──────── EXERCISE DATA

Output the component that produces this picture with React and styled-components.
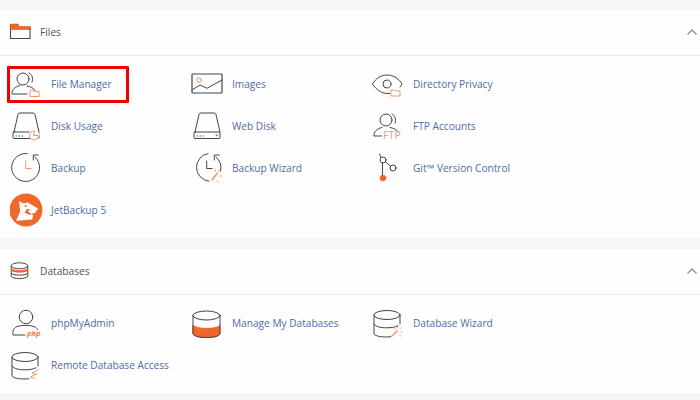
import React from "react";
import styled, { createGlobalStyle } from "styled-components";

const Global = createGlobalStyle`
  html, body { margin: 0; padding: 0; background: #f6f6f6; }
  body { width: 700px; height: 400px; overflow: hidden; font-family: "Open Sans", "Liberation Sans", sans-serif; }
`;
const Page = styled.div`
  display: flex; flex-direction: column; gap: 11px; padding-top: 10px;
`;
const Panel = styled.section`
  background: #fefefe;
`;
const Header = styled.header`
  height: 43px; padding: 0 2px 2px 10px; display: flex; align-items: center;
  border-bottom: 1px solid #e9eaf3;
`;
const HeadIcon = styled.span`
  width: 30px; height: 20px; display: flex; align-items: center;
`;
const Title = styled.h2`
  margin: 0; flex: 1; font-size: 10.2px; font-weight: 400; color: #4c5560; line-height: 16px;
`;
const Grid = styled.div`
  display: grid; grid-template-columns: 181px 181px 181px; grid-auto-rows: 42px;
  padding: 7px 0 7px 10px;
`;
const Item = styled.a`
  position: relative; display: flex; align-items: center; gap: 8px;
  font-size: 10.15px; color: #4f6ba6; line-height: 16px; white-space: nowrap;
  ${p => p.$active && `
    &::after {
      content: ""; position: absolute; left: -3px; top: 3px; width: 122px; height: 37px;
      box-sizing: border-box; border: 3px solid #f00000; border-radius: 1px;
    }
  `}
`;
const Icon = styled.svg`
  width: 33px; height: 36px; flex: none; fill: none; stroke: #454545; stroke-width: 1;
  stroke-linecap: round; stroke-linejoin: round;
  .o { stroke: #f7936a; }
  .f { fill: #f2652a; stroke: #f2652a; }
`;

const Svg = ({ children }) => <Icon viewBox="0 0 33 36">{children}</Icon>;

const Person = () => (
  <>
    <circle cx="13" cy="13" r="6" />
    <path d="M19 7c3 1.500 4.500 5 3 9" />
    <path d="M17 28H2c-.5-4 3-7.500 8-8.500M17 20c3.500.5 6.500 2 8 4.500" />
  </>
);

const FileMgr = () => (
  <Svg>
    <Person />
    <path className="o" d="M20 25v5.500h9V25.500h-4.500L23.500 24H21z" />
  </Svg>
);
const Images = () => (
  <Svg>
    <rect x="1" y="8" width="30" height="19" rx=".5" strokeWidth="1.200" />
    <path d="M1 24l8-5 7 3.300L31 14" />
    <circle className="o" cx="8" cy="14" r="2.300" />
  </Svg>
);
const Eye = () => (
  <Svg>
    <path d="M18 27.500C9 28.500 4 23 .5 18 3.500 13 8.500 9 15 9c7 0 12 4 15 9-.5 1-1.200 2-2 3" />
    <circle cx="15" cy="18" r="4" />
    <path className="o" d="M19 24.500v5.500h9v-5h-4.500L22.500 24H20z" />
  </Svg>
);
const Disk = ({ children }) => (
  <Svg>
    <path d="M4 24L8 6.500Q8.300 5 10 5H23Q24.700 5 25 6.500L29 24" />
    <rect x="3" y="24" width="26" height="6.500" rx="1" />
    <path d="M6 28h.5M9 28h.5M12 28h.5" />
    {children}
  </Svg>
);
const Ftp = () => (
  <Svg>
    <circle cx="14" cy="12" r="6" />
    <path d="M20 6c3 1.500 4.500 5 3 9" />
    <path d="M9.500 28H2c-.5-4 3-7.500 8-8.500M18 19.500c3.500.5 6.500 2 8 4.500" />
    <text x="11" y="31" fontFamily="Open Sans" fontSize="10" stroke="none" fill="#f7936a" letterSpacing=".5">FTP</text>
  </Svg>
);
const Hand = ({ orange }) => (
  <path className={orange ? "o" : undefined} d="M15.700 11v7.500h5.500" />
);
const Clock = ({ children }) => (
  <Svg>
    <path d="M17 3.500A14 14 0 1 0 25 7" />
    <path d="M23.300 10V5h5" />
    {children}
  </Svg>
);
const ClockWizard = () => (
  <Svg>
    <path d="M17 3.500A14 14 0 0 0 18 31.200" />
    <path d="M25 7A14 14 0 0 1 29.500 21" />
    <path d="M23.300 10V5h5" />
    <Hand />
    <path className="o" d="M21 30l5-6.500" strokeWidth="1.500" />
    <path className="o" d="M27 22l1.500-1M29 26h1.500M24.500 21v-1M26 31l1 1" />
  </Svg>
);
const Git = () => (
  <Svg>
    <circle cx="11" cy="10" r="3" />
    <circle cx="21" cy="18" r="3" />
    <path d="M7.500 4L9 7.500M10.500 13v13M13.500 12l5 4" />
    <circle className="f" cx="11" cy="28" r="2.800" />
  </Svg>
);
const Jet = () => (
  <Svg>
    <circle cx="16" cy="18" r="16.500" fill="#f2682a" stroke="none" />
    <path fill="#fff" stroke="none" d="M9 9l4.500 2.500 4-1 3 1.500 7.500 4.500-3 4.500-4.800.8 3 1.200-1 4.500-16 1.200 4-9.500z" />
    <path fill="#f2682a" stroke="none" d="M14.500 20.500l2.500-3.500 4 .5-3 1.500 3 3-1 1z" />
    <circle cx="15.500" cy="14" r="1" fill="#f2682a" stroke="none" />
  </Svg>
);
const Php = () => (
  <Svg>
    <circle cx="16" cy="12" r="6.800" />
    <path d="M15 30H3c-.5-4 .5-7 4-8.500 4-1.500 13-1.500 17 0 1.500.5 3 1.500 3.500 3" />
    <text x="17" y="31" fontFamily="Open Sans" fontSize="7.500" fontWeight="700" fontStyle="italic" stroke="none" fill="#f2804a">php</text>
  </Svg>
);
const ManageDb = () => (
  <Svg>
    <path className="f" d="M2 20.500c4 4 23 4 27 0V29c-1.500 2.500-7 3.500-13.500 3.500S3.500 31.500 2 29z" />
    <ellipse cx="15.500" cy="10.500" rx="13.500" ry="4.500" />
    <path d="M2 10.500V29c1.500 2.500 7 3.500 13.500 3.500S27.500 31.500 29 29V10.500" />
  </Svg>
);
const Db = ({ children }) => (
  <Svg>
    <ellipse cx="15" cy="10" rx="13" ry="4.500" />
    <path d="M2 10v19c1.500 2.200 7 3 13 3 1.500 0 3-.1 4-.2M28 10v9" />
    <path d="M2 19c2 3 7 3.800 13 3.800 4 0 8-.5 11-2" />
    {children}
  </Svg>
);
const Chevron = () => (
  <svg width="12" height="8" viewBox="0 0 12 8" fill="none" stroke="#7b94c2" strokeWidth="1.400">
    <path d="M1.500 6.500L6 2l4.500 4.500" />
  </svg>
);
const FolderHead = () => (
  <svg width="21" height="17" viewBox="0 0 21 17" fill="none" stroke="#454545" strokeWidth="1.100">
    <path d="M.5 1.500V15.500H20V4.500" />
    <path d="M.5 1H8L9.500 3.500H20.500V6.500H.5z" fill="#f2682a" stroke="#a9572f" strokeWidth=".5" />
  </svg>
);
const DbHead = () => (
  <svg width="19" height="18" viewBox="0 0 19 18" fill="none" stroke="#454545" strokeWidth="1">
    <ellipse cx="9.500" cy="3.800" rx="8.300" ry="3" />
    <path d="M1.200 3.800V14c1 3.500 15.600 3.500 16.600 0V3.800" />
    <path d="M1.500 7.500c2 2.500 14 2.500 16 0" stroke="#f2682a" strokeWidth="2.400" />
    <path d="M1.200 11c1 2.800 15.600 2.800 16.600 0" />
  </svg>
);

const files = [
  ["File Manager", <FileMgr />, true],
  ["Images", <Images />],
  ["Directory Privacy", <Eye />],
  ["Disk Usage", <Disk><circle cx="24" cy="27" r="5" fill="#fefefe" stroke="#fefefe" /><path className="o" d="M24 23a4.500 4.500 0 1 0 4.500 4.500H24z" /></Disk>],
  ["Web Disk", <Disk><circle className="f" cx="25.500" cy="27.300" r=".6" /></Disk>],
  ["FTP Accounts", <Ftp />],
  ["Backup", <Clock><Hand orange /></Clock>],
  ["Backup Wizard", <ClockWizard />],
  ["Git™ Version Control", <Git />],
  ["JetBackup 5", <Jet />],
];
const databases = [
  ["phpMyAdmin", <Php />],
  ["Manage My Databases", <ManageDb />],
  ["Database Wizard", <Db><path className="o" d="M20 31l5-5" strokeWidth="1.500" /><path className="o" d="M25.500 23v-1M29 27h1M28.500 23.500l.8-.8M23.500 24l-.8-.8M28 30.500l.8.8" /></Db>],
  ["Remote Database Access", <Db><path className="o" d="M28 23l-6 3 4 1.500M26.500 27l-6 3 4 1.500" /></Db>],
];

const Section = ({ icon, title, items }) => (
  <Panel>
    <Header>
      <HeadIcon>{icon}</HeadIcon>
      <Title>{title}</Title>
      <Chevron />
    </Header>
    <Grid>
      {items.map(([label, ic, active]) => (
        <Item key={label} $active={active}>{ic}<span>{label}</span></Item>
      ))}
    </Grid>
  </Panel>
);

export default function App() {
  return (
    <>
      <Global />
      <Page>
        <Section icon={<FolderHead />} title="Files" items={files} />
        <Section icon={<DbHead />} title="Databases" items={databases} />
      </Page>
    </>
  );
}
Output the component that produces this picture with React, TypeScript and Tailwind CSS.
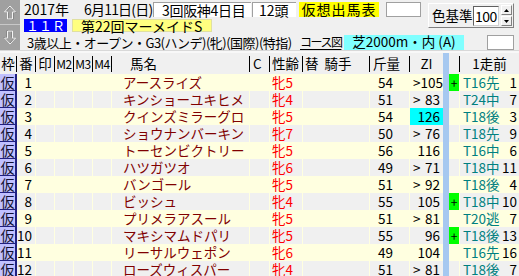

────────────────

EXERCISE REQUIREMENTS:
How many lines in the records above contain the word "that"? Give only the number.

CORRECT RESULT:
2